Direction
Find each line with the string "React" and copy it.

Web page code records
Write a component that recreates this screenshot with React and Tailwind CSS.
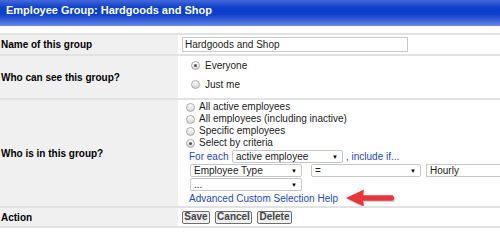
import React from 'react'

const font = { fontFamily: '"Liberation Sans", Arial, sans-serif' }

function Radio({ checked }) {
  return (
    <span className="relative w-[9px] h-[9px] shrink-0 rounded-full border border-[#a8a8a8] bg-[linear-gradient(to_bottom,#ffffff,#d6d6d6)] flex items-center justify-center">
      {checked && <span className="w-[3px] h-[3px] rounded-full bg-[#555]" />}
    </span>
  )
}

function FakeSelect({ value, className }) {
  return (
    <div className={`shrink-0 h-[13px] border border-[#c6c6c6] rounded-[2px] bg-white flex items-center justify-between pl-[3px] pr-[4px] text-[10px] leading-none text-[#222] ${className}`}>
      <span>{value}</span>
      <span className="text-[6px] text-black">▼</span>
    </div>
  )
}

function Row({ label, children, className = '', last }) {
  return (
    <div className={`grid grid-cols-[178px_minmax(0,1fr)] border-t-2 border-[#e2e2e2] ${last ? 'border-b-2' : ''} ${className}`}>
      <div className="bg-[#f0f0f0] flex items-center pl-[1px] text-[10px] font-bold text-black">{label}</div>
      <div className="bg-white overflow-hidden">{children}</div>
    </div>
  )
}

export default function App() {
  return (
    <div className="w-[500px] h-[237px] bg-white overflow-hidden" style={font}>
      <div className="h-[26px] pl-[6px] pt-[3px] text-[11px] leading-[14px] font-bold text-white bg-[linear-gradient(to_bottom,#4469d8_0%,#0b3fcc_30%,#0d40cb_55%,#3d64d8_80%,#6a8be2_100%)]">
        Employee Group: Hardgoods and Shop
      </div>
      <div className="h-[7px]" />

      <Row label="Name of this group" className="h-[21px]">
        <div className="h-full flex items-center pl-[4px]">
          <div className="w-[226px] h-[15px] border border-[#c8c8c8] flex items-center pl-[2px] text-[10px] text-[#222]">
            Hardgoods and Shop
          </div>
        </div>
      </Row>

      <Row label="Who can see this group?" className="h-[44px]">
        <div className="flex flex-col pl-[13px] text-[10px] text-[#222]">
          <label className="h-[19px] flex items-center gap-[5px]"><Radio checked /> Everyone</label>
          <label className="h-[19px] flex items-center gap-[5px]"><Radio /> Just me</label>
        </div>
      </Row>

      <Row label="Who is in this group?" className="h-[108px]">
        <div className="pt-[1px] text-[10px] text-[#222]">
          <div className="pl-[8px] flex flex-col">
            {['All active employees', 'All employees (including inactive)', 'Specific employees', 'Select by criteria'].map((t, i) => (
              <label key={t} className="h-[12px] flex items-center gap-[4px] leading-none">
                <Radio checked={i === 3} /> {t}
              </label>
            ))}
          </div>
          <div className="mt-[1px] pl-[11px] flex items-center h-[13px] text-[#2347c5]">
            <span className="w-[43px] shrink-0">For each</span>
            <FakeSelect value="active employee" className="w-[111px]" />
            <span className="ml-[3px]">, include if...</span>
          </div>
          <div className="mt-[1px] pl-[12px] flex items-center h-[13px]">
            <FakeSelect value="Employee Type" className="w-[112px]" />
            <FakeSelect value="=" className="w-[110px] ml-[9px]" />
            <div className="shrink-0 w-[100px] h-[13px] ml-[5px] border border-[#c6c6c6] flex items-center pl-[3px] text-[10px]">Hourly</div>
          </div>
          <div className="mt-[1px] pl-[12px] flex items-center h-[13px]">
            <FakeSelect value="..." className="w-[112px]" />
          </div>
          <div className="mt-[2px] pl-[11px] flex items-center h-[12px]">
            <a className="text-[#2347c5] leading-none">Advanced Custom Selection Help</a>
            <svg width="54" height="20" viewBox="0 0 54 20" className="ml-[8px] shrink-0">
              <g transform="translate(0.8,1.6)" fill="#9a9a9a" opacity="0.45">
                <path d="M0 9 L18 0.5 L17 6.5 L47 6.5 Q50.5 9 47 11.5 L17 11.5 L18 17.5 Z" />
              </g>
              <path d="M0 9 L18 0.5 L17 6.2 L46.5 6.2 Q50 9 46.5 11.8 L17 11.8 L18 17.5 Z" fill="#e8343b" />
            </svg>
          </div>
        </div>
      </Row>

      <Row label="Action" className="h-[22px]" last>
        <div className="h-full flex items-center pl-[4px] gap-[5px]">
          {[['Save', 'w-[28px]'], ['Cancel', 'w-[37px]'], ['Delete', 'w-[35px]']].map(([t, w]) => (
            <button key={t} className={`${w} h-[13px] border border-[#6e6e6e] rounded-[2px] bg-[#f0f0f0] text-[10px] font-bold text-[#444] leading-none flex items-center justify-center`}>
              {t}
            </button>
          ))}
        </div>
      </Row>
    </div>
  )
}
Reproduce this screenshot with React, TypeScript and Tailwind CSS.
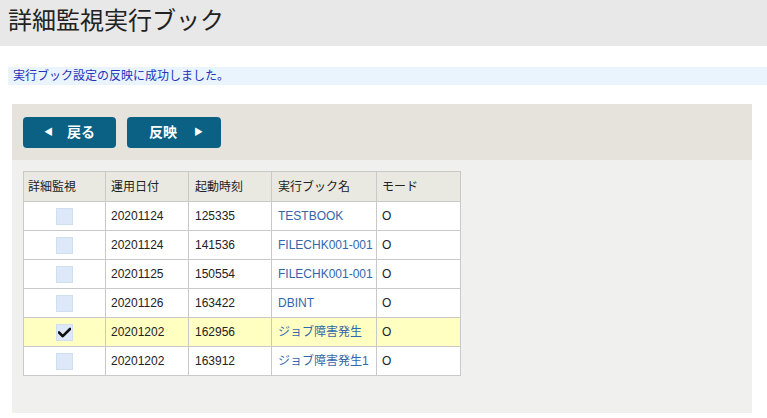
import React from 'react';

const rows = [
  { checked: false, date: '20201124', time: '125335', name: 'TESTBOOK', mode: 'O' },
  { checked: false, date: '20201124', time: '141536', name: 'FILECHK001-001', mode: 'O' },
  { checked: false, date: '20201125', time: '150554', name: 'FILECHK001-001', mode: 'O' },
  { checked: false, date: '20201126', time: '163422', name: 'DBINT', mode: 'O' },
  { checked: true, date: '20201202', time: '162956', name: 'ジョブ障害発生', mode: 'O' },
  { checked: false, date: '20201202', time: '163912', name: 'ジョブ障害発生1', mode: 'O' },
];

const font = { fontFamily: '"Liberation Sans", "Noto Sans CJK JP", sans-serif' };

export default function App() {
  return (
    <div className="w-[767px] h-[418px] bg-white overflow-hidden text-[#222]" style={font}>
      {/* Title */}
      <div className="h-[46px] bg-[#e8e8e8] pl-[8px] pt-[4px]">
        <h1 className="text-[24px] leading-[34px] text-[#222] font-normal">詳細監視実行ブック</h1>
      </div>

      {/* Message */}
      <div className="mt-[21px] ml-[8px] h-[18px] bg-[#eaf4fd] pl-[5px] text-[12px] leading-[18px] text-[#2233bb]">
        実行ブック設定の反映に成功しました。
      </div>

      {/* Panel */}
      <div className="mt-[19px] ml-[12px] w-[740px]">
        <div className="h-[56px] bg-[#e6e3dd] flex items-center gap-[11px] pl-[11px] pt-[1px]">
          <button className="w-[93px] h-[31px] rounded-[4px] bg-[#0a6184] text-white text-[14px] font-bold flex items-center justify-center gap-[14px]">
            <span className="text-[9px]">◀</span>
            <span>戻る</span>
          </button>
          <button className="w-[94px] h-[31px] rounded-[4px] bg-[#0a6184] text-white text-[14px] font-bold flex items-center justify-center gap-[17px] pl-[4px]">
            <span>反映</span>
            <span className="text-[9px]">▶</span>
          </button>
        </div>

        <div className="h-[253px] bg-[#f0f0ee] pt-[11px] pl-[11px]">
          <table className="border-collapse bg-white text-[12px] text-[#222]">
            <thead>
              <tr className="h-[30px] bg-[#e9e9e1]">
                <th className="w-[82px] border border-[#c9c9c9] text-left font-normal pl-[4px]">詳細監視</th>
                <th className="w-[83px] border border-[#c9c9c9] text-left font-normal pl-[5px]">運用日付</th>
                <th className="w-[83px] border border-[#c9c9c9] text-left font-normal pl-[6px]">起動時刻</th>
                <th className="w-[105px] border border-[#c9c9c9] text-left font-normal pl-[6px]">実行ブック名</th>
                <th className="w-[84px] border border-[#c9c9c9] text-left font-normal pl-[5px]">モード</th>
              </tr>
            </thead>
            <tbody>
              {rows.map((r, i) => (
                <tr key={i} className={`h-[29px] ${r.checked ? 'bg-[#ffffc2]' : 'bg-white'}`}>
                  <td className="border border-[#c9c9c9]">
                    <div className="mx-auto w-[17px] h-[17px] bg-[#dde9f8] border border-[#cfdff2] flex items-center justify-center">
                      {r.checked && (
                        <svg width="13" height="11" viewBox="0 0 13 11">
                          <path d="M1 5.5 L4.8 9.2 L12 2" fill="none" stroke="#111" strokeWidth="2.6" strokeLinecap="round" strokeLinejoin="round" />
                        </svg>
                      )}
                    </div>
                  </td>
                  <td className="border border-[#c9c9c9] pl-[5px]">{r.date}</td>
                  <td className="border border-[#c9c9c9] pl-[6px]">{r.time}</td>
                  <td className="border border-[#c9c9c9] pl-[6px] text-[#3366aa] whitespace-nowrap">{r.name}</td>
                  <td className="border border-[#c9c9c9] pl-[5px]">{r.mode}</td>
                </tr>
              ))}
            </tbody>
          </table>
        </div>
      </div>
    </div>
  );
}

Correct answer
Write a component that recreates this screenshot with React and Tailwind CSS.
import React from 'react'
Reproduce this screenshot with React, TypeScript and Tailwind CSS.
import React from 'react';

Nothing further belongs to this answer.